If you follow these practices, you’ll be able to build scrapers that not only extract the data you need but also adapt to the constantly evolving web.

At Datahut, we’ve applied these exact methods across hundreds of projects — proving that with the right approach, even the most complex dynamic websites can be scraped reliably.

FAQs

Q1. What makes scraping dynamic websites more challenging than static ones?

A: Unlike static websites where content is directly available in the HTML, dynamic websites load content using JavaScript, AJAX, or APIs.
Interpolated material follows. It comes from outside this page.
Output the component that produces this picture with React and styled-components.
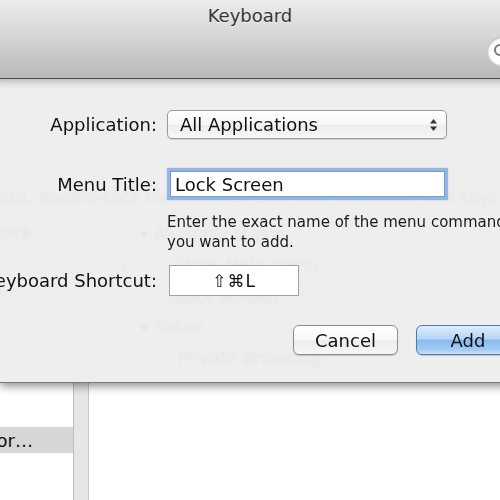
import React from "react";
import styled, { createGlobalStyle } from "styled-components";

const Global = createGlobalStyle`
    html, body {
        margin: 0;
        padding: 0;
        overflow: hidden;
        background: #fff;
    }
    #root {
        width: 500px;
        height: 500px;
    }
`;

const Window = styled.div`
    position: relative;
    width: 500px;
    height: 500px;
    overflow: hidden;
    background: #fff;
    display: flex;
    flex-direction: column;
    font-family: "DejaVu Sans", "Liberation Sans", sans-serif;
    color: #111;
`;

const TitleBar = styled.div`
    height: 78px;
    flex-shrink: 0;
    border-bottom: 1px solid #4d4d4d;
    background: linear-gradient(#ececec, #d6d6d6 45%, #b8b8b8);
    display: flex;
    flex-direction: column;
    align-items: center;
    position: relative;
    z-index: 3;
`;

const Title = styled.div`
    margin-top: 4px;
    font-size: 18px;
    line-height: 24px;
    color: #363636;
    text-shadow: 0 1px 0 rgba(255, 255, 255, 0.6);
`;

const Toolbar = styled.div`
    align-self: stretch;
    display: flex;
    justify-content: flex-end;
    margin-top: 9px;
`;

const SearchField = styled.div`
    width: 80px;
    height: 28px;
    margin-right: -68px;
    border-radius: 14px;
    background: #fff;
    box-shadow: inset 0 1px 2px rgba(0, 0, 0, 0.35), 0 1px 0 rgba(255, 255, 255, 0.5);
    display: flex;
    align-items: center;
    padding-left: 5px;
    box-sizing: border-box;
`;

const Body = styled.div`
    flex: 1;
    display: flex;
    flex-direction: column;
    font-size: 17px;
    color: #555;
`;

const Hint = styled.div`
    height: 136px;
    flex-shrink: 0;
    display: flex;
    align-items: flex-end;
    padding-bottom: 8px;
    box-sizing: border-box;
    margin-left: -150px;
    white-space: nowrap;
    line-height: 20px;
`;

const Panes = styled.div`
    flex: 1;
    display: flex;
    border-top: 1px solid #c4c4c4;
`;

const Sidebar = styled.div`
    width: 200px;
    margin-left: -127px;
    flex-shrink: 0;
    padding-top: 3px;
    background: #fff;
    font-size: 18px;
`;

const SideItem = styled.div`
    height: 26px;
    display: flex;
    align-items: center;
    justify-content: flex-end;
    padding-right: 40px;
    white-space: nowrap;
    color: ${(p) => (p.$selected ? "#111" : "#555")};
    background: ${(p) => (p.$selected ? "#d6d6d6" : "transparent")};
`;

const Splitter = styled.div`
    width: 14px;
    flex-shrink: 0;
    background: #e6e6e6;
    border-left: 1px solid #bdbdbd;
    border-right: 1px solid #c6c6c6;
`;

const Outline = styled.div`
    flex: 1;
    padding-top: 2px;
    background: #fff;
`;

const OutlineRow = styled.div`
    height: 31px;
    display: flex;
    align-items: center;
    padding-left: ${(p) => p.$indent}px;
    white-space: nowrap;
    background: ${(p) => (p.$selected ? "#e4e4e4" : "transparent")};
`;

const Check = styled.span`
    width: 70px;
    margin-left: -70px;
    padding-left: 14px;
    box-sizing: border-box;
`;

const Sheet = styled.div`
    position: absolute;
    top: 79px;
    left: 0;
    width: 540px;
    height: 304px;
    box-sizing: border-box;
    padding: 31px 20px 0 0;
    background: rgba(237, 237, 237, 0.95);
    backdrop-filter: blur(1.5px);
    border-bottom: 1px solid #7a7a7a;
    box-shadow: 0 3px 9px rgba(0, 0, 0, 0.45),
        inset 0 9px 9px -7px rgba(0, 0, 0, 0.28);
    z-index: 2;
    display: flex;
    flex-direction: column;
`;

const Row = styled.div`
    display: flex;
    align-items: center;
    margin-top: ${(p) => p.$top || 0}px;
`;

const Label = styled.div`
    width: 157px;
    margin-right: 10px;
    flex-shrink: 0;
    display: flex;
    justify-content: flex-end;
    white-space: nowrap;
    font-size: 18px;
    color: #111;
`;

const Popup = styled.div`
    width: 280px;
    height: 29px;
    box-sizing: border-box;
    border: 1px solid #9a9a9a;
    border-radius: 5px;
    background: linear-gradient(#ffffff, #f6f6f6 50%, #ececec 51%, #f7f7f7);
    box-shadow: 0 1px 1px rgba(0, 0, 0, 0.15);
    display: flex;
    align-items: center;
    justify-content: space-between;
    padding: 0 8px 0 12px;
    font-size: 18px;
`;

const TextField = styled.input`
    width: 275px;
    height: 26px;
    margin-left: 3px;
    box-sizing: border-box;
    border: 1px solid #7d9cc4;
    box-shadow: 0 0 1px 3px rgba(112, 162, 222, 0.72);
    padding: 0 4px;
    font-family: "DejaVu Sans", "Liberation Sans", sans-serif;
    font-size: 18px;
    color: #111;
    background: #fff;
    outline: none;
`;

const Help = styled.div`
    margin: 15px 0 0 167px;
    font-size: 15px;
    line-height: 20px;
    color: #1a1a1a;
    white-space: nowrap;
`;

const ShortcutField = styled.div`
    width: 130px;
    height: 31px;
    margin-left: 2px;
    box-sizing: border-box;
    border: 1px solid #a2a2a2;
    background: #fff;
    display: flex;
    align-items: center;
    justify-content: center;
    font-size: 17px;
    letter-spacing: 1px;
    color: #111;
`;

const Buttons = styled.div`
    display: flex;
    justify-content: flex-end;
    gap: 18px;
    margin-top: 29px;
`;

const Button = styled.div`
    width: ${(p) => (p.$primary ? 104 : 105)}px;
    height: 30px;
    box-sizing: border-box;
    border-radius: 6px;
    border: 1px solid ${(p) => (p.$primary ? "#5179ad" : "#8e8e8e")};
    background: ${(p) =>
        p.$primary
            ? "linear-gradient(#dcedfc, #b5d6f6 45%, #86bbef 52%, #a3ccf4 85%, #c8e2fb)"
            : "linear-gradient(#ffffff, #f7f7f7 50%, #ededed 51%, #f6f6f6)"};
    box-shadow: 0 1px 1px rgba(0, 0, 0, 0.18);
    display: flex;
    align-items: center;
    justify-content: center;
    font-size: 18px;
    color: #111;
`;

const Magnifier = () => (
    <svg width="16" height="16" viewBox="0 0 16 16">
        <circle cx="7" cy="7" r="5" fill="none" stroke="#7a7a7a" strokeWidth="2" />
        <line x1="11" y1="11" x2="15" y2="15" stroke="#7a7a7a" strokeWidth="2.2" />
    </svg>
);

const Arrows = () => (
    <svg width="9" height="14" viewBox="0 0 9 14">
        <path d="M4.5 1 L8 5.5 H1 Z" fill="#333" />
        <path d="M4.5 13 L8 8.5 H1 Z" fill="#333" />
    </svg>
);

const App = () => {
    const sideItems = [
        "Launchpad & Dock",
        "Mission Control",
        "Keyboard",
        "Screen Shots",
        "Services",
        "Spotlight",
        "Accessibility",
        "Services",
        "Application Shortcuts Editor…",
    ];

    return (
        <Window>
            <Global />
            <TitleBar>
                <Title>Keyboard</Title>
                <Toolbar>
                    <SearchField>
                        <Magnifier />
                    </SearchField>
                </Toolbar>
            </TitleBar>

            <Body>
                <Hint>
                    To change a shortcut, double-click the shortcut and hold down the new keys.
                </Hint>
                <Panes>
                    <Sidebar>
                        {sideItems.map((name, i) => (
                            <SideItem key={i} $selected={i === 8}>
                                {i === 0 || i === 8 ? name : ""}
                            </SideItem>
                        ))}
                    </Sidebar>
                    <Splitter />
                    <Outline>
                        <OutlineRow $indent={51}>▾ All Applications</OutlineRow>
                        <OutlineRow $indent={86}>
                            <Check>✓</Check>
                            Show Help menu
                        </OutlineRow>
                        <OutlineRow $indent={86} $selected>
                            Lock Screen
                        </OutlineRow>
                        <OutlineRow $indent={51}>▾ Safari</OutlineRow>
                        <OutlineRow $indent={89}>Private Browsing</OutlineRow>
                    </Outline>
                </Panes>
            </Body>

            <Sheet>
                <Row>
                    <Label>Application:</Label>
                    <Popup>
                        <span>All Applications</span>
                        <Arrows />
                    </Popup>
                </Row>
                <Row $top={32}>
                    <Label>Menu Title:</Label>
                    <TextField readOnly value="Lock Screen" />
                </Row>
                <Help>
                    Enter the exact name of the menu command
                    <br />
                    you want to add.
                </Help>
                <Row $top={13}>
                    <Label>Keyboard Shortcut:</Label>
                    <ShortcutField>⇧⌘L</ShortcutField>
                </Row>
                <Buttons>
                    <Button>Cancel</Button>
                    <Button $primary>Add</Button>
                </Buttons>
            </Sheet>
        </Window>
    );
};

export default App;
This requires techniques like headless browsing, JavaScript rendering, or API calls to reliably extract data.

Q2. How can I make my web scraper faster?

A: You can optimize speed by using asynchronous requests, efficient libraries (like Scrapy or Playwright), rotating proxies, caching repeated requests, and reducing unnecessary page loads.

Q3. What strategies help make a scraper resilient against website changes?

A: To handle frequent website updates, use robust CSS/XPath selectors, leverage APIs when available, build modular scraper code, monitor for changes, and implement fallback mechanisms.

Q4. How can I avoid IP blocking while scraping dynamic sites?

A: Use techniques like IP rotation, proxy pools, user-agent rotation, request throttling, and respecting robots.txt to minimize the risk of being blocked.

Q5. Which tools or frameworks are best for scraping dynamic websites?

A: Popular choices include Playwright, Selenium, Puppeteer for handling JavaScript-heavy pages, and Scrapy, Beautiful Soup, Requests for efficiency. The best tool depends on the complexity of the website and the scraping requirements.